WHAT THE EXERCISE ASKS :: State the number of lines that include the string "index", and write nothing else.
BEGIN THE INPUT
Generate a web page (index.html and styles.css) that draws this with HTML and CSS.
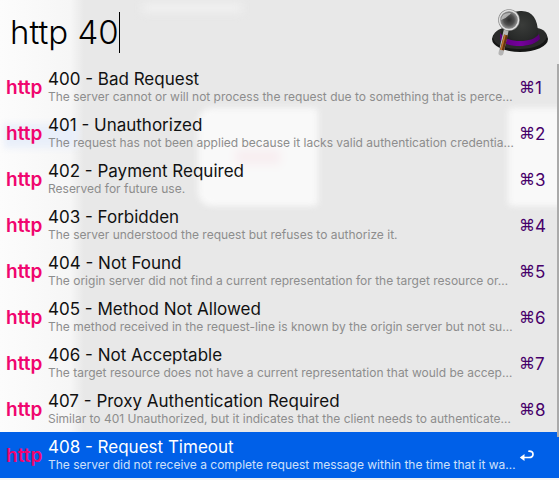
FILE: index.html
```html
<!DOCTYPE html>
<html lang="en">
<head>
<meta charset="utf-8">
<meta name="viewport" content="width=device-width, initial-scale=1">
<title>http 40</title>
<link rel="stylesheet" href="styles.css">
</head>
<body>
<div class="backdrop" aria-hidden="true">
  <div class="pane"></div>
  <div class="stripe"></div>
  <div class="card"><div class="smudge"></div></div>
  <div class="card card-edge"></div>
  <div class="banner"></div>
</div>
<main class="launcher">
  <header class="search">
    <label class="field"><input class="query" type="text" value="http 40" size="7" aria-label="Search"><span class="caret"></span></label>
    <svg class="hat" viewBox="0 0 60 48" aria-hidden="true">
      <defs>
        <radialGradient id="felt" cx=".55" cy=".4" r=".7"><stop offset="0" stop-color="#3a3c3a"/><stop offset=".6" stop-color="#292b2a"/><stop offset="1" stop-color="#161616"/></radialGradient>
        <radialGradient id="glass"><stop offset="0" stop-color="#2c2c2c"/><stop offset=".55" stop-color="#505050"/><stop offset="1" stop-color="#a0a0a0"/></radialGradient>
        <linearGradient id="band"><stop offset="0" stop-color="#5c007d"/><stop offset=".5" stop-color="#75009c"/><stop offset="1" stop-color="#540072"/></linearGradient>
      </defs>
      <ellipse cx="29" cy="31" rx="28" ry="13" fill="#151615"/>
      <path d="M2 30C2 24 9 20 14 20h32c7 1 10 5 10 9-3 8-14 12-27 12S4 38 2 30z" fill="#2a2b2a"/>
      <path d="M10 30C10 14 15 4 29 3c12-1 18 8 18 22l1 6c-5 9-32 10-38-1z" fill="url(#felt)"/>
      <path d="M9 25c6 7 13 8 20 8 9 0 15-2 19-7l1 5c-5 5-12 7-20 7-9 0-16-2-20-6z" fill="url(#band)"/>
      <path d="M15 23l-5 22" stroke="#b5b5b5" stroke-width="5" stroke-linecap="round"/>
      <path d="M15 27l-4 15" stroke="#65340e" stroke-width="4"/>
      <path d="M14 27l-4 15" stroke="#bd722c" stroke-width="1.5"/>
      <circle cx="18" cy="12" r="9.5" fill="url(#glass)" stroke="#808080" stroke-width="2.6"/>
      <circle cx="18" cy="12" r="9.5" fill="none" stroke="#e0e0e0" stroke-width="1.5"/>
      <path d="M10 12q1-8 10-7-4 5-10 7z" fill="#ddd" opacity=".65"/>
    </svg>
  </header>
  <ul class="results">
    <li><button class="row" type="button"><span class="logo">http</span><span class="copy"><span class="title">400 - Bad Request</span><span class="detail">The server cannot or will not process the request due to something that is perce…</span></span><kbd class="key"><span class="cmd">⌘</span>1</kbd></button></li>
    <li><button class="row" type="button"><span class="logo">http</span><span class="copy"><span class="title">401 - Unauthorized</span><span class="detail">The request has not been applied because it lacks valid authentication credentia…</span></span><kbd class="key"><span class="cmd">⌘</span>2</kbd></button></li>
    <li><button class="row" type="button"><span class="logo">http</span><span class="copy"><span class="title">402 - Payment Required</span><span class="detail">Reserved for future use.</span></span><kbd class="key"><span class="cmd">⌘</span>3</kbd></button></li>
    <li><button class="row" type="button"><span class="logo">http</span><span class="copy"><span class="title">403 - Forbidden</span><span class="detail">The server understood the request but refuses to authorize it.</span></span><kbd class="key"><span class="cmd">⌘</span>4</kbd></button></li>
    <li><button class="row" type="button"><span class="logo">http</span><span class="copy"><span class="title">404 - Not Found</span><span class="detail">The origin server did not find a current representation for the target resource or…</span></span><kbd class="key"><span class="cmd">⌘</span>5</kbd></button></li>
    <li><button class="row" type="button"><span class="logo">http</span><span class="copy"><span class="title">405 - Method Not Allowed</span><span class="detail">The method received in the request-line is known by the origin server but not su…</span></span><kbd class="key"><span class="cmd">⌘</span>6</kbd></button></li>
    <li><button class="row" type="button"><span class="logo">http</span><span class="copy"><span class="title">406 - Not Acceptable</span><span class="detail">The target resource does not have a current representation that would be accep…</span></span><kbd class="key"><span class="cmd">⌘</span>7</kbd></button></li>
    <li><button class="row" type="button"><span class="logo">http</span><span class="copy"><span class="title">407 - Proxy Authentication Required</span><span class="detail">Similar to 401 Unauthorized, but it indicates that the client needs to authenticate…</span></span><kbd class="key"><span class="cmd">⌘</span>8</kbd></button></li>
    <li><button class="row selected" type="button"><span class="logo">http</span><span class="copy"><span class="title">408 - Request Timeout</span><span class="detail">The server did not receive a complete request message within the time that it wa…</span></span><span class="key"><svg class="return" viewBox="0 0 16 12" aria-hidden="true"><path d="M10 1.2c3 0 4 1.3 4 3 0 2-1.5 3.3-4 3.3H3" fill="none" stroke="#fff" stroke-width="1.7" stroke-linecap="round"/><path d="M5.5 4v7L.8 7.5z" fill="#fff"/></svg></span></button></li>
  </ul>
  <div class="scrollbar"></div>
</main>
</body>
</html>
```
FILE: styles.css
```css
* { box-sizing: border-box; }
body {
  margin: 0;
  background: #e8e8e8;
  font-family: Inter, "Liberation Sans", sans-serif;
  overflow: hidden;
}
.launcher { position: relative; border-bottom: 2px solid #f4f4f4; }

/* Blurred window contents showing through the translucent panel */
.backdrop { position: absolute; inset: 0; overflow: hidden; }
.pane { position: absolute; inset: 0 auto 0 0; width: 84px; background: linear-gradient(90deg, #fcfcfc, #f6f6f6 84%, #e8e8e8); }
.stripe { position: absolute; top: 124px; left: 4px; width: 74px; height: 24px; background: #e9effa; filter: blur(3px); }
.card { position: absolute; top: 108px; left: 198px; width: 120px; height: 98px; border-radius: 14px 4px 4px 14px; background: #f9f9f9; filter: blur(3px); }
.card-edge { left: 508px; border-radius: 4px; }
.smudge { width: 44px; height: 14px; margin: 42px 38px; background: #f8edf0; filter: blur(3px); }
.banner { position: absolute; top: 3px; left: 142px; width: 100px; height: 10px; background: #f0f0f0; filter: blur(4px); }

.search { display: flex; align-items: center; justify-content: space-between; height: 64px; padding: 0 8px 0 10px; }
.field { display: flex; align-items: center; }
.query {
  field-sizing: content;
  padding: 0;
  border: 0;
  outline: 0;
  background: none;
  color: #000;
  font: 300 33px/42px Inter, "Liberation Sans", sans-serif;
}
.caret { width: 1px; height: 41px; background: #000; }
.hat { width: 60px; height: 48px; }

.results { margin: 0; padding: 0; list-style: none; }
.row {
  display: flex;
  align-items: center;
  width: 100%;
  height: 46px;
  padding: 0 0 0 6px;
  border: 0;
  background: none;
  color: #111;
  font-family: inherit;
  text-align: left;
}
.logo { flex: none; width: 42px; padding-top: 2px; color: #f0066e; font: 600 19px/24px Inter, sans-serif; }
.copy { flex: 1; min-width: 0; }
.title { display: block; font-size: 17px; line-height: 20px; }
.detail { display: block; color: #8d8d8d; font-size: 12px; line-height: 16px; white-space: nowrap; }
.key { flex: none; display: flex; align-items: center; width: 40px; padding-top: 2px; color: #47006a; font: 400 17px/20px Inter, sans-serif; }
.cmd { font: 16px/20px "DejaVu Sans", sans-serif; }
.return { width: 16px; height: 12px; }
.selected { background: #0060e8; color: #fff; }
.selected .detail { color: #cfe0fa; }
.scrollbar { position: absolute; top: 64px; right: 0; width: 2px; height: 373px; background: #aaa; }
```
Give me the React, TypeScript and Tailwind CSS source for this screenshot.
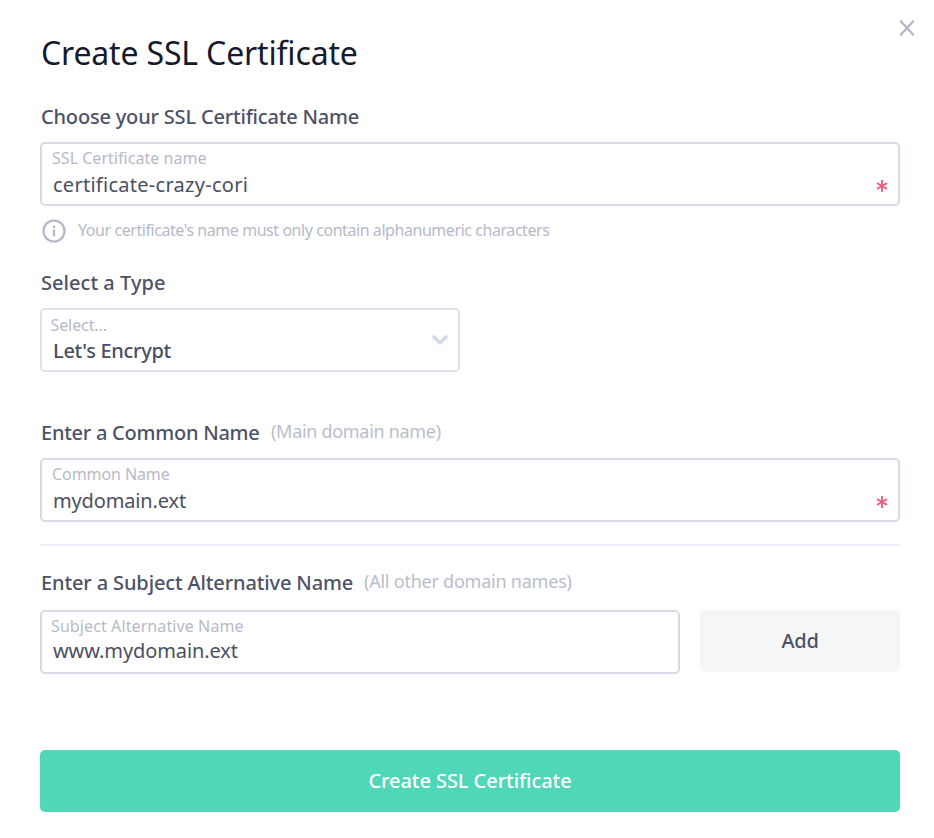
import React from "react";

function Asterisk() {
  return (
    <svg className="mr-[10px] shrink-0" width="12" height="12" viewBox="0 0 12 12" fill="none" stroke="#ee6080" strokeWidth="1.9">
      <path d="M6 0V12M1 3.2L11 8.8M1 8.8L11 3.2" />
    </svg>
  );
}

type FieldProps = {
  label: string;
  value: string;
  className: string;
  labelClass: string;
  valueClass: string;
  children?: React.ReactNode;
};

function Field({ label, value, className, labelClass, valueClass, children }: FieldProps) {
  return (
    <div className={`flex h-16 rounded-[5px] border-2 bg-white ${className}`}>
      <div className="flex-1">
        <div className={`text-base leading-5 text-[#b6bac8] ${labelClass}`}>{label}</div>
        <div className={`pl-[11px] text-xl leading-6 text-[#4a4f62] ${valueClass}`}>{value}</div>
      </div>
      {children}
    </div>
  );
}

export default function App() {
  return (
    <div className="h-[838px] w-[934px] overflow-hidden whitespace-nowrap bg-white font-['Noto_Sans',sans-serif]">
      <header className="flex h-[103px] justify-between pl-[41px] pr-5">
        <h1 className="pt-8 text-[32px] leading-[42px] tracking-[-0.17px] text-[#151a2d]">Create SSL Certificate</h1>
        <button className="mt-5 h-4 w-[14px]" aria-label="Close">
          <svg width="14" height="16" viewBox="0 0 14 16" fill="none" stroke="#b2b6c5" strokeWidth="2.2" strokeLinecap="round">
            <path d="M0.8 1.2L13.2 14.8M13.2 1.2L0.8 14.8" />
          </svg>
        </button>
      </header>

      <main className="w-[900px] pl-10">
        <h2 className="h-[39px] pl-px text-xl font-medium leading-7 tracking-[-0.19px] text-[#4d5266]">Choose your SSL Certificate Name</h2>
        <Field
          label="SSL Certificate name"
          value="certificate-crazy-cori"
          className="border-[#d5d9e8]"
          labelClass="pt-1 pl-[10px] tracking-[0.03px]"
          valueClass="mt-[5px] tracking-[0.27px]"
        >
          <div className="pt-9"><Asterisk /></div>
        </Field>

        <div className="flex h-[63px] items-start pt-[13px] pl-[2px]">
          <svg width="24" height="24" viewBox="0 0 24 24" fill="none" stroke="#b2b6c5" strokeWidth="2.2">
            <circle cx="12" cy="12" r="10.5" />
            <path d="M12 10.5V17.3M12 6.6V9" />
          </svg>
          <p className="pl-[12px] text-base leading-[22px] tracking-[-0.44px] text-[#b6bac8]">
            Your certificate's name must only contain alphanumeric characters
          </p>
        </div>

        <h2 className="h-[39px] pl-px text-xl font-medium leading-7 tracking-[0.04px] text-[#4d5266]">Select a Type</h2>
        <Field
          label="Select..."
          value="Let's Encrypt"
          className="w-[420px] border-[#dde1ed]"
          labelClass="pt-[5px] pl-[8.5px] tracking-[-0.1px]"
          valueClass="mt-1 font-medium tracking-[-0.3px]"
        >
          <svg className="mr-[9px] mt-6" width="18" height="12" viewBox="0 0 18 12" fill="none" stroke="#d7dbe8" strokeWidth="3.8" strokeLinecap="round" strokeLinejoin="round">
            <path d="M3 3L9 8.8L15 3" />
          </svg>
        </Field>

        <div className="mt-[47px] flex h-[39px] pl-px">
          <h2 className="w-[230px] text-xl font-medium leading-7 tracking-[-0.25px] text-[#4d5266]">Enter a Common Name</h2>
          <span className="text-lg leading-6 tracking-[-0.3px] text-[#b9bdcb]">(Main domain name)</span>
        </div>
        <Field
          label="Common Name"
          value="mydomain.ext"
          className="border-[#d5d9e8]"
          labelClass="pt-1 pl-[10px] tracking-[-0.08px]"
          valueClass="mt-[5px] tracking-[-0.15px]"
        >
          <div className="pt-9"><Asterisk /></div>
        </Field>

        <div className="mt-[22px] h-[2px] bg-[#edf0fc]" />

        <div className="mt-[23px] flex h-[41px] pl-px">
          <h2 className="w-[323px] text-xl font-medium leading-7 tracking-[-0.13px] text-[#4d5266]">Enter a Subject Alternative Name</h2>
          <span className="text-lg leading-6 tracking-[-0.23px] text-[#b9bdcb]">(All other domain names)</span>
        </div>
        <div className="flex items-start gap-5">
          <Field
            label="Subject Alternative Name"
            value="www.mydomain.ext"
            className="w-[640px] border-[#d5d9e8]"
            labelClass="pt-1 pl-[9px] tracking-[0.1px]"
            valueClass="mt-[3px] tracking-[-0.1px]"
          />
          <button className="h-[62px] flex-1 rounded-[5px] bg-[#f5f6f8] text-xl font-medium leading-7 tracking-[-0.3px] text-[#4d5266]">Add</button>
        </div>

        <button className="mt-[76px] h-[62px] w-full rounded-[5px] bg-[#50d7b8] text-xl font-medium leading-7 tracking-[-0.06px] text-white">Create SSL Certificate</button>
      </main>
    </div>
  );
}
END THE INPUT
RESULT OF THIS TASK :: 2